KARACHI: The workers’ remittances to Pakistan steeply declined by 22% in July-August as the expatriate workers chose informal channels to send funds amid a widening gap between official and unofficial exchange rates, The News reported Tuesday. 

The country received $4.12 billion in remittances — a key source of foreign exchange — from July to August, down from $5.29 billion in the same period last year, according to data from the State Bank of Pakistan (SBP). 

In August alone, remittances fell 24% year-on-year to $2.09 billion but rose 3.1% month-on-month.

Analysts said the decline was mainly due to the large difference between the interbank and grey market rates, which reached as high as 10% last month, encouraging many expatriate Pakistanis to use unregulated methods such as hawala and hundi to transfer funds.

Another factor was a drop in inflows from Roshan digital accounts, a scheme launched to attract foreign currency deposits from expats.

Between July and August FY2024, remittances from Saudi Arabia decreased by 23% to $977 million.
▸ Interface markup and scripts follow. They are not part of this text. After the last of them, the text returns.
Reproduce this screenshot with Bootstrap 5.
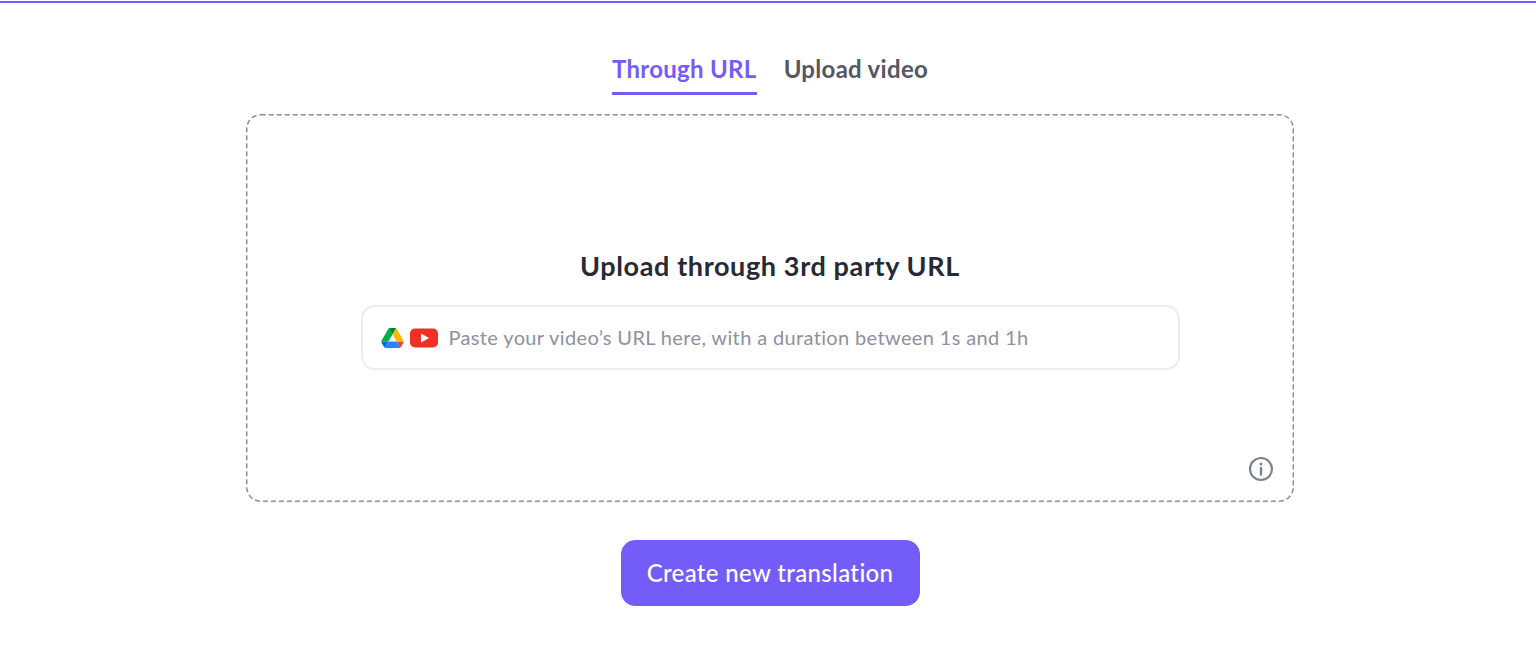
<!DOCTYPE html>
<html>

<head>
  <meta charset="utf-8">
  <meta name="viewport" content="width=device-width">
  <title>New translation</title>
  <link href="https://cdn.jsdelivr.net/npm/bootstrap@5.3.3/dist/css/bootstrap.min.css" rel="stylesheet" />
  <style>
    html, body { height: 100%; overflow: hidden; }
    body { font-family: "Lato", "Noto Sans", sans-serif; background: #fff; }
    .top-line { height: 2px; background: #745cf9; margin-top: 1px; }
    .page-wrap { padding-left: 4px; }
    .tab-row { gap: 27px; padding-top: 50px; height: 92px; }
    .tab-link { font-size: 24px; font-weight: 700; line-height: 32px; height: 42px; padding: 0; color: #535766; border-bottom: 3px solid transparent; letter-spacing: .3px; }
    .tab-link:hover { color: #535766; }
    .tab-link.active { color: #745cf9; border-bottom-color: #745cf9; }
    .drop-box { width: 1048px; height: 388px; margin-top: 19px; padding-top: 134px; }
    .drop-border { position: absolute; inset: 0; width: 100%; height: 100%; pointer-events: none; }
    .drop-title { font-size: 27px; font-weight: 700; line-height: 36px; color: #262a36; margin: 0 0 21px; letter-spacing: .62px; }
    .url-group { width: 819px; height: 65px; border: 2px solid #ebecef; border-radius: 14px; padding: 0 18px; gap: 6px; }
    .url-input { border: 0; outline: 0; padding: 0; margin-left: 5px; font-size: 20px; line-height: 28px; color: #8d91a0; letter-spacing: .36px; box-shadow: none; position: relative; top: -1px; }
    .url-input::placeholder { color: #8d91a0; opacity: 1; }
    .url-input:focus { box-shadow: none; }
    .info-icon { position: absolute; right: 20px; bottom: 20px; }
    .create-btn { width: 299px; height: 66px; margin-top: 38px; border-radius: 14px; background: #745cf9; border-color: #745cf9; color: #fff; font-size: 24px; font-weight: 500; letter-spacing: .35px; }
    .create-btn:hover { background: #745cf9; border-color: #745cf9; }
  </style>
</head>

<body>

  <div class="top-line"></div>

  <div class="page-wrap d-flex flex-column align-items-center">
    <ul class="nav justify-content-center tab-row">
      <li class="nav-item"><a class="nav-link tab-link active" href="#">Through URL</a></li>
      <li class="nav-item"><a class="nav-link tab-link" href="#">Upload video</a></li>
    </ul>

    <div class="drop-box position-relative d-flex flex-column align-items-center">
      <svg class="drop-border" viewBox="0 0 1048 388" fill="none">
        <rect x="0.75" y="0.75" width="1046.5" height="386.5" rx="14" stroke="#8a8e9c" stroke-width="1.5" stroke-dasharray="5 3"/>
      </svg>

      <h2 class="drop-title text-center">Upload through 3rd party URL</h2>

      <div class="url-group d-flex align-items-center">
        <svg width="23" height="20" viewBox="0 0 87.3 78" class="flex-shrink-0">
          <path d="m6.6 66.85 3.85 6.65c.8 1.4 1.95 2.5 3.3 3.3l13.75-23.8h-27.5c0 1.55.4 3.1 1.2 4.5z" fill="#0066da" />
          <path d="m43.65 25-13.75-23.8c-1.35.8-2.5 1.9-3.3 3.3l-25.4 44a9.06 9.06 0 0 0 -1.2 4.5h27.5z" fill="#00ac47" />
          <path d="m73.55 76.8c1.35-.8 2.5-1.9 3.3-3.3l1.6-2.75 7.65-13.25c.8-1.4 1.2-2.95 1.2-4.5h-27.502l5.852 11.5z" fill="#ea4335" />
          <path d="m43.65 25 13.75-23.8c-1.35-.8-2.9-1.2-4.5-1.2h-18.5c-1.6 0-3.15.45-4.5 1.2z" fill="#00832d" />
          <path d="m59.8 53h-32.3l-13.75 23.8c1.35.8 2.9 1.2 4.5 1.2h50.8c1.6 0 3.15-.45 4.5-1.2z" fill="#2684fc" />
          <path d="m73.4 26.5-12.7-22c-.8-1.4-1.95-2.5-3.3-3.3l-13.75 23.8 16.15 28h27.45c0-1.55-.4-3.1-1.2-4.5z" fill="#ffba00" />
        </svg>
        <svg width="28" height="20" viewBox="0 0 28 20" class="flex-shrink-0">
          <rect width="28" height="19" y="0.500" rx="5" fill="#ee3124" />
          <path d="M11 5.500v9l8-4.500z" fill="#fff" />
        </svg>
        <input class="form-control url-input" type="text" placeholder="Paste your video’s URL here, with a duration between 1s and 1h">
      </div>

      <svg class="info-icon" width="26" height="26" viewBox="0 0 26 26" fill="none" stroke="#7d8293" stroke-width="2.2">
        <circle cx="13" cy="13" r="11" />
        <path d="M13 12v6.500" stroke-linecap="round" stroke-width="2.400" />
        <circle cx="13" cy="8" r="1.500" fill="#7d8293" stroke="none" />
      </svg>
    </div>

    <button class="btn create-btn" type="button">Create new translation</button>
  </div>

  <script src="https://cdn.jsdelivr.net/npm/bootstrap@5.3.3/dist/js/bootstrap.bundle.min.js"></script>
</body>

</html>
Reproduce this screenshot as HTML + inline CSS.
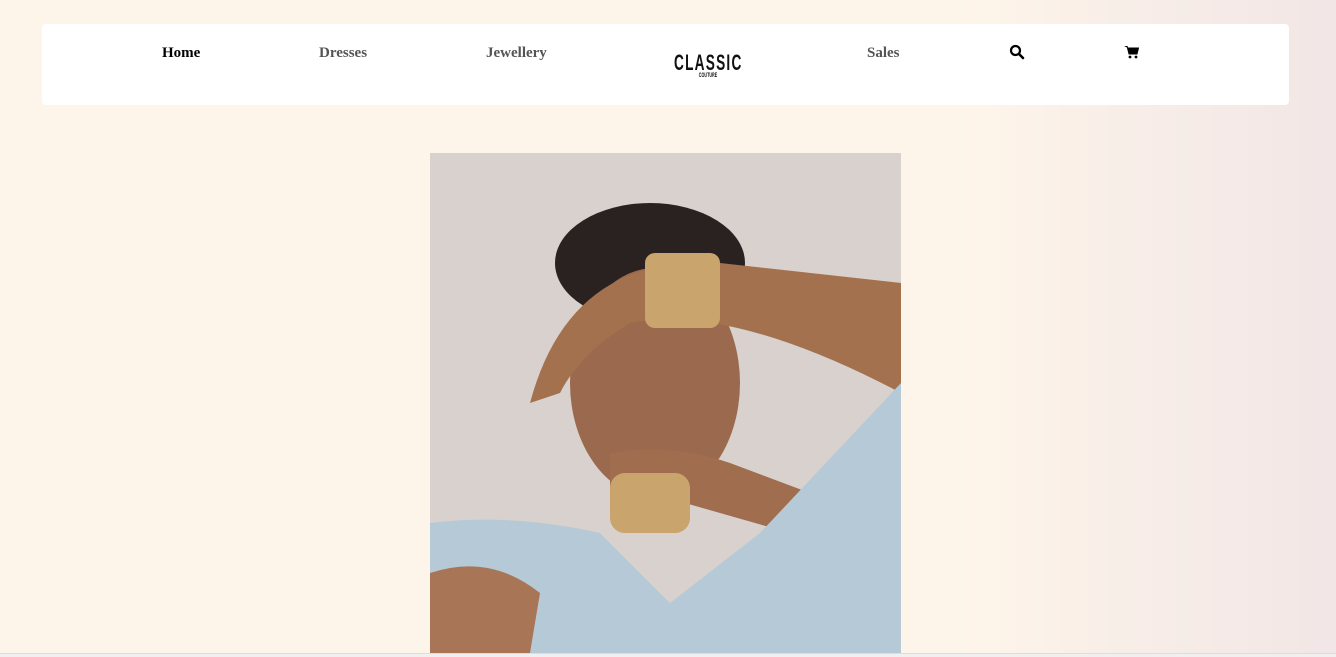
<!DOCTYPE html>
<html><head><style>
html,body{margin:0;padding:0;width:1336px;height:657px;overflow:hidden;font-family:"Liberation Serif",serif}
body{background:linear-gradient(90deg,#fef5ea 0,#fef5ea 72%,#f9efe8 82%,#f2e6e6 100%);position:relative}
.nav{position:absolute;left:42px;top:24px;width:1247px;height:81px;background:#fff;border-radius:4px}
.nav a{position:absolute;top:21px;font-size:15px;font-weight:bold;color:#555;text-decoration:none}
.logo{position:absolute;left:632px;top:26px;font-family:"Liberation Sans",sans-serif;font-weight:bold;font-size:22px;letter-spacing:2px;transform:scaleX(.62);transform-origin:left;color:#111}
.logo small{position:absolute;left:40px;top:23px;font-size:6px;letter-spacing:0}
.img{position:absolute;left:430px;top:153px;width:471px;height:500px;overflow:hidden;
background:#d9d0cc}
.bottom{position:absolute;left:0;top:653px;width:1336px;height:4px;background:#f0f0f0;border-top:1px solid #ddd}
</style></head><body>
<div class="nav">
<a style="left:120px;color:#000">Home</a>
<a style="left:277px">Dresses</a>
<a style="left:444px">Jewellery</a>
<div class="logo">CLASSIC<small>COUTURE</small></div>
<a style="left:825px">Sales</a>
<svg style="position:absolute;left:967px;top:20px" width="16" height="16" viewBox="0 0 16 16"><circle cx="6.5" cy="6.5" r="4.5" fill="none" stroke="#000" stroke-width="2.2"/><path d="M10 10l4 4" stroke="#000" stroke-width="2.6" stroke-linecap="round"/></svg>
<svg style="position:absolute;left:1082px;top:21px" width="15" height="14" viewBox="0 0 15 14"><path d="M0 1h3l2 8h8l1.5-6H4" fill="#000"/><path d="M3 1l2 8h8l1.5-6H4" fill="#000" stroke="#000"/><circle cx="6" cy="12" r="1.4"/><circle cx="12" cy="12" r="1.4"/></svg>
</div>
<div class="img">
<svg width="471" height="500" viewBox="0 0 471 500">
<rect width="471" height="500" fill="#d9d1cd"/>
<ellipse cx="220" cy="110" rx="95" ry="60" fill="#2a2220"/>
<ellipse cx="225" cy="230" rx="85" ry="115" fill="#9b6a4e"/>
<path d="M100 250 Q140 100 290 110 L471 130 L471 240 Q300 150 200 170 Q150 200 130 240Z" fill="#a4714f"/>
<rect x="215" y="100" width="75" height="75" rx="10" fill="#c9a46c"/>
<path d="M180 300 Q240 290 300 310 L380 340 L360 380 L220 340 L180 360Z" fill="#a06d4e"/>
<path d="M0 370 Q80 360 170 380 L240 450 L330 380 L471 230 L471 500 L0 500Z" fill="#b6c9d6"/>
<path d="M0 420 Q60 400 110 440 L100 500 L0 500Z" fill="#a87656"/>
<rect x="180" y="320" width="80" height="60" rx="15" fill="#c9a46c"/>
</svg>
</div>
<div class="bottom"></div>
</body></html>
Inflows from the United Arab Emirates (UAE) fell by 37% to $624 million and the United Kingdom by 18% to $638 million.

In July-August FY2024, Pakistanis residing in the United States (US) remitted home $504 million, down from $545 million the previous year.

“The main reason for the fall in remittances compared to last year is the large disparity between interbank, open market and grey market rates,” said Tahir Abbas, head of research at Arif Habib Limited. 

“While remittances transferred through interbank declined, the amount sent through unauthorized routes surged.”

Abbas said that a staff-level agreement on policies to conclude the combined 7th and 8th reviews of the Extended Fund Facility (EEF) between the International Monetary Fund (IMF) and the Pakistani authorities had resulted in an appreciation of the rupee and a narrowing of the interbank and black market rates. 

That resulted in the country receiving $2.7 billion in remittances in August 2022, a significant amount.

He explained that after the IMF’s board approved the disbursement of over $1.1 billion to the cash-strapped economy in August of last year, the rupee strengthened and appreciated from 239 to 219 against the dollar in the interbank market. As a result, there was a high flow of remittances during that time as Pakistani employees abroad sent home more money through formal means.

Abbas expects an improvement in remittances in September as the rupee strengthens following the government’s recent crackdown on illegal dollar traders, hoarders, and black marketers.

The rupee gained 2% against the dollar over the past four trading days, closing at 301.16 in the interbank market on Monday. The gap between the interbank and open market has narrowed from peaks of over 8% due to regulatory measures and enforcement from law authorities.

Fahad Rauf, head of research at Ismail Iqbal Securities, said remittances should pick up now that the interbank and grey market gap has been reduced. For Pakistan, which has been grappling with high inflation, dwindling foreign exchange reserves, a weak currency and a deteriorating balance of payments position, the slump in remittances is not a good sign.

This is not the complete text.